» **WHAT YOU SHOULD DO**
Start at the top of the records and, please, print each line exactly through the line that contains "465], [245, 447]]", leaving out all pictures.

(Code that builds pages)
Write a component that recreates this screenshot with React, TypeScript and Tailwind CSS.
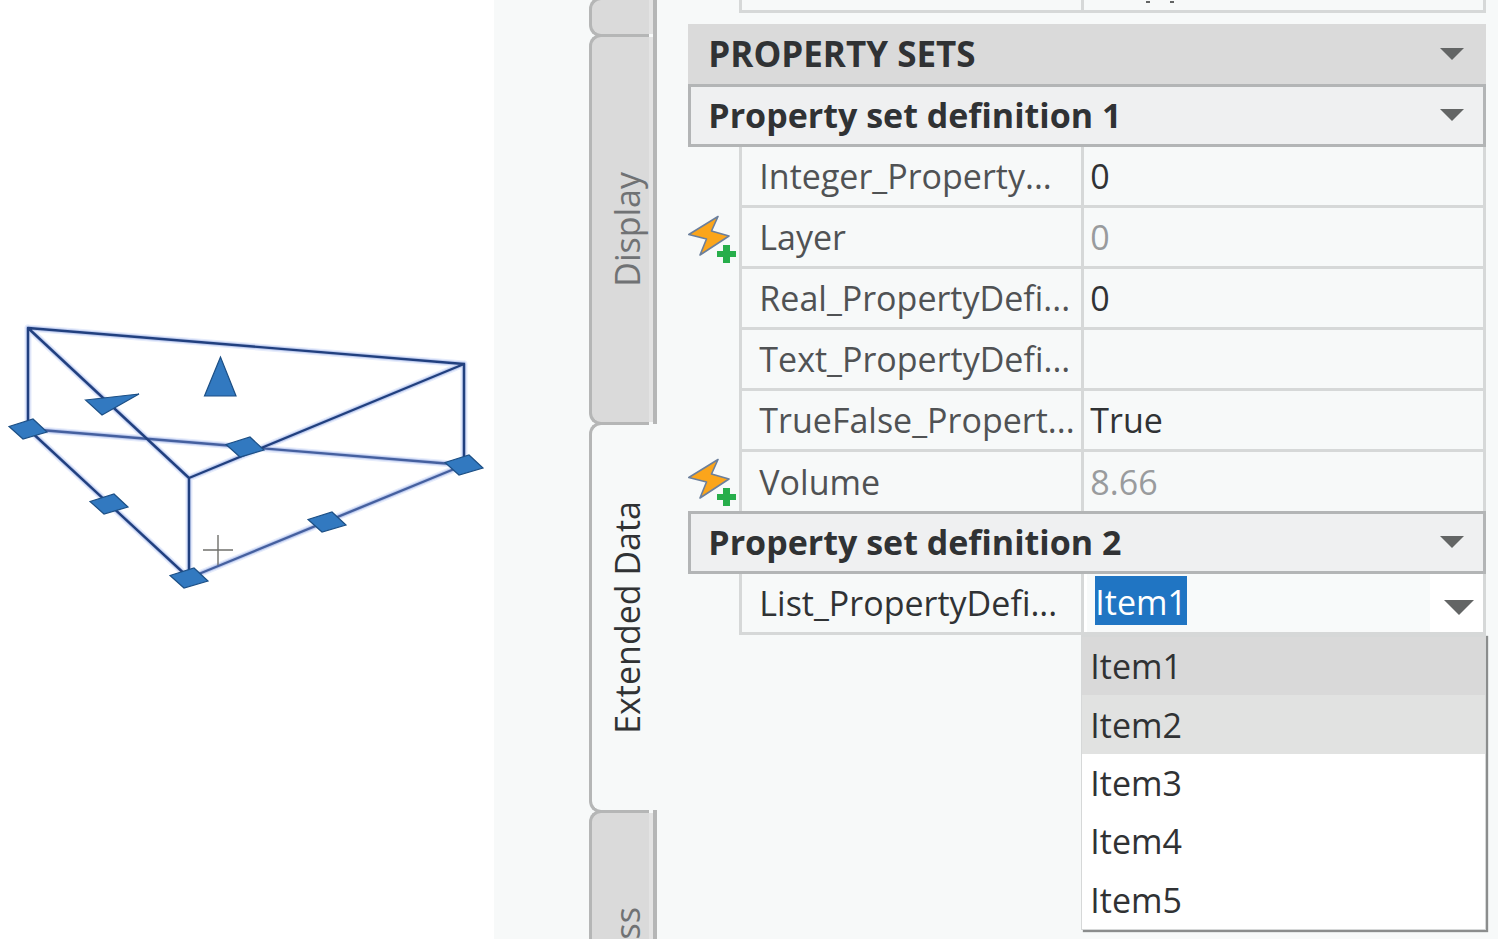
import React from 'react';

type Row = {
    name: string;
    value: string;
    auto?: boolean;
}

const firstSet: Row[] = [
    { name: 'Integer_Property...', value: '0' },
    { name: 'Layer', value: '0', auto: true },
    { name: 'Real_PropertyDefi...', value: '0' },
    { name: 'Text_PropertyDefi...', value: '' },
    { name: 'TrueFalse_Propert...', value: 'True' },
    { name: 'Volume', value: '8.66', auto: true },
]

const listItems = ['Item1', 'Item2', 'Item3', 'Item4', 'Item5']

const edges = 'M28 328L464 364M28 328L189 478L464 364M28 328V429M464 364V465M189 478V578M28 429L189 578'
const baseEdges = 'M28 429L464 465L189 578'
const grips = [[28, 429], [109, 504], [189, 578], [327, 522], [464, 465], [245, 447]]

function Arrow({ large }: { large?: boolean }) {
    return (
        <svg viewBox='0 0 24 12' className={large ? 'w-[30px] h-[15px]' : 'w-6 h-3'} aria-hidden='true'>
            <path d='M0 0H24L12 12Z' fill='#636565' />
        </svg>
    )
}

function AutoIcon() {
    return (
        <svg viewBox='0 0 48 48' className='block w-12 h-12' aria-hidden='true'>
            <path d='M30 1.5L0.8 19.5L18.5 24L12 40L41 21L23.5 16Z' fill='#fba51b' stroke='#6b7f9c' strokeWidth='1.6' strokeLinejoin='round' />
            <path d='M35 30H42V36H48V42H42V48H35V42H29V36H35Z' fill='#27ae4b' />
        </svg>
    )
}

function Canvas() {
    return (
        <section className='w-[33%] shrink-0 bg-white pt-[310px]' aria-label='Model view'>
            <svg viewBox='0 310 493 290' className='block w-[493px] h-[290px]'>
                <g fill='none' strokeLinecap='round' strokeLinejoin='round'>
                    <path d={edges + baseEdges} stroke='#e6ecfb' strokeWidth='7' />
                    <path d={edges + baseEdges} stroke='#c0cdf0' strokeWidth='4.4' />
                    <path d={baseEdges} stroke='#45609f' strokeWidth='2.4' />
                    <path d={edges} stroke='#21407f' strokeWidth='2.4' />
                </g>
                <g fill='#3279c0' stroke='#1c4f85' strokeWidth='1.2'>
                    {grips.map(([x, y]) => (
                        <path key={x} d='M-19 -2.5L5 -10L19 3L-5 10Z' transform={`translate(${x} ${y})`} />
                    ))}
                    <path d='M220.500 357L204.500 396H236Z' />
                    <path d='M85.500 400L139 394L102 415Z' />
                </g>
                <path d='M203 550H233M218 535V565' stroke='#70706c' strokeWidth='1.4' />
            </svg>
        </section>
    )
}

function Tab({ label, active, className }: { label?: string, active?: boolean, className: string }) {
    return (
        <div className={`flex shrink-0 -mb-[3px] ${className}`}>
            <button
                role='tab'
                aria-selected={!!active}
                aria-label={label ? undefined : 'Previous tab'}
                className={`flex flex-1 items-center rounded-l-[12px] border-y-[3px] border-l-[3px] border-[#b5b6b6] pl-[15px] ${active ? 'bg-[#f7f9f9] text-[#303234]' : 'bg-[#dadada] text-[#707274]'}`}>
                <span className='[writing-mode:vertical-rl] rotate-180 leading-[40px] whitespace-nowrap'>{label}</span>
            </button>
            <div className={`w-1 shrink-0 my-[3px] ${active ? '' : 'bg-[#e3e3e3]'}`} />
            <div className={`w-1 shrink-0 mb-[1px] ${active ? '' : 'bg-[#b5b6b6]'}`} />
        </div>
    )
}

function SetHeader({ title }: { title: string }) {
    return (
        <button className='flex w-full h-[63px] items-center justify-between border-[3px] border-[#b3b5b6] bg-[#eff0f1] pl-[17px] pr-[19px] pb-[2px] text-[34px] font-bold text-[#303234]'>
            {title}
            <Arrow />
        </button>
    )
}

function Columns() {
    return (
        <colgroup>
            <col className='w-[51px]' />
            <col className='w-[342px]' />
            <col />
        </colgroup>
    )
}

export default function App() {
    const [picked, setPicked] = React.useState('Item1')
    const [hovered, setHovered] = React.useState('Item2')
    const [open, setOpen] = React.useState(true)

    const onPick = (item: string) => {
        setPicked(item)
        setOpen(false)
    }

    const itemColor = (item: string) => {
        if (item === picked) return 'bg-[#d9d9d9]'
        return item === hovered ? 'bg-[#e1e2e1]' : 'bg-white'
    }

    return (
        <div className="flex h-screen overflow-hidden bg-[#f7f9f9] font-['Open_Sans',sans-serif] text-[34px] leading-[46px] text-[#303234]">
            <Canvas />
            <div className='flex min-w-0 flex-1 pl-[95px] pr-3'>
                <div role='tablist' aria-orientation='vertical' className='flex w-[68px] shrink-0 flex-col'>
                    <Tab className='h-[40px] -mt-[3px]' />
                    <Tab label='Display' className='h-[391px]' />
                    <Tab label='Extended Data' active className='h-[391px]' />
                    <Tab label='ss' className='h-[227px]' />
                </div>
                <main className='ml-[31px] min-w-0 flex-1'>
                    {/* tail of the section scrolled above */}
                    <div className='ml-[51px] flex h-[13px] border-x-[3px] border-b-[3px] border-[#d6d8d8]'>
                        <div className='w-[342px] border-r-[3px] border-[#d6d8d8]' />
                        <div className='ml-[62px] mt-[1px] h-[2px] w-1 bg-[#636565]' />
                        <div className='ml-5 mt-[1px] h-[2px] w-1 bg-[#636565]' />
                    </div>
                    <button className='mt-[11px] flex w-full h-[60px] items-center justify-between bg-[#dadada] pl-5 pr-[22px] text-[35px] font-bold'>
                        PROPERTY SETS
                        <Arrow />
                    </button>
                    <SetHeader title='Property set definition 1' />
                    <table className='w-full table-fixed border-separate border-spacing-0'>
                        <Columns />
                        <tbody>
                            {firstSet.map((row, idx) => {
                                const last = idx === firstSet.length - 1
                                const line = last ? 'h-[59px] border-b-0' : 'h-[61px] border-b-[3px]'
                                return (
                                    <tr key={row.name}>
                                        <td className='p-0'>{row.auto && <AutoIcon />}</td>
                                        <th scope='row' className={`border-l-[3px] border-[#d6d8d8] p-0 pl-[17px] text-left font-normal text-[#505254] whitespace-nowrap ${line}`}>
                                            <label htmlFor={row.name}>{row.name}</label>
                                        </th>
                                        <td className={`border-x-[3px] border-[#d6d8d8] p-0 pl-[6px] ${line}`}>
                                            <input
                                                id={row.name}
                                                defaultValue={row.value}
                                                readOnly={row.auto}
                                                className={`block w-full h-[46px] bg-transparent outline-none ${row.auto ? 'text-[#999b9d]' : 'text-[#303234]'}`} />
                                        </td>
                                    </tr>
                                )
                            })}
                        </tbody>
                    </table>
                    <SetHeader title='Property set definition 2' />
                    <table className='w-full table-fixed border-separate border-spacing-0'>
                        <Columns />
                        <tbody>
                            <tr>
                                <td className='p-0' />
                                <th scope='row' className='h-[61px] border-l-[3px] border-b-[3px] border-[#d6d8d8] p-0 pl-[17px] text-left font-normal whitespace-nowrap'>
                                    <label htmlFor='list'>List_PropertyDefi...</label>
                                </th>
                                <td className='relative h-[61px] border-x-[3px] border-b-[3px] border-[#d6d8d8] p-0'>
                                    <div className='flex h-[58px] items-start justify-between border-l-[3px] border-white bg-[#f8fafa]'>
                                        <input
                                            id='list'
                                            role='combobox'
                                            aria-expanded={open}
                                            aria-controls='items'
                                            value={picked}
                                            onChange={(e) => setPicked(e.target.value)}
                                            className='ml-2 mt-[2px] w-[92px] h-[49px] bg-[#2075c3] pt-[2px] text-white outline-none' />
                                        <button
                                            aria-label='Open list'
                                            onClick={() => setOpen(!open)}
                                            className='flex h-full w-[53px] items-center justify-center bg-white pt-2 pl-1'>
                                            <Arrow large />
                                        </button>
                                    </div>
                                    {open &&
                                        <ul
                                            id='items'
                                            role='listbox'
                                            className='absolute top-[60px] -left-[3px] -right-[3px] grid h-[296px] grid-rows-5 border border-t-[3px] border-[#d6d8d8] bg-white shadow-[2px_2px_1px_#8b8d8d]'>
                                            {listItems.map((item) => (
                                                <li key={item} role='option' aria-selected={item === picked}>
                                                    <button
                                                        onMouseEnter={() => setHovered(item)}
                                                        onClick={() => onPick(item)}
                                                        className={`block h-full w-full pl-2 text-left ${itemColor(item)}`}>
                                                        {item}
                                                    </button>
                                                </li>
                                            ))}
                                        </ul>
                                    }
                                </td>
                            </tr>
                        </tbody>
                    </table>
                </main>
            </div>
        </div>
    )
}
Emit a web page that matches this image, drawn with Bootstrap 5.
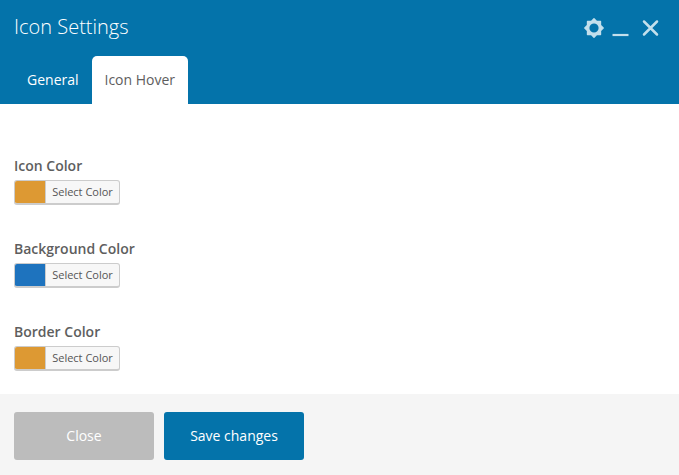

» **RESPONSE**
Write a component that recreates this screenshot with React, TypeScript and Tailwind CSS.
import React from 'react';

type Row = {
    name: string;
    value: string;
    auto?: boolean;
}

const firstSet: Row[] = [
    { name: 'Integer_Property...', value: '0' },
    { name: 'Layer', value: '0', auto: true },
    { name: 'Real_PropertyDefi...', value: '0' },
    { name: 'Text_PropertyDefi...', value: '' },
    { name: 'TrueFalse_Propert...', value: 'True' },
    { name: 'Volume', value: '8.66', auto: true },
]

const listItems = ['Item1', 'Item2', 'Item3', 'Item4', 'Item5']

const edges = 'M28 328L464 364M28 328L189 478L464 364M28 328V429M464 364V465M189 478V578M28 429L189 578'
const baseEdges = 'M28 429L464 465L189 578'
const grips = [[28, 429], [109, 504], [189, 578], [327, 522], [464, 465], [245, 447]]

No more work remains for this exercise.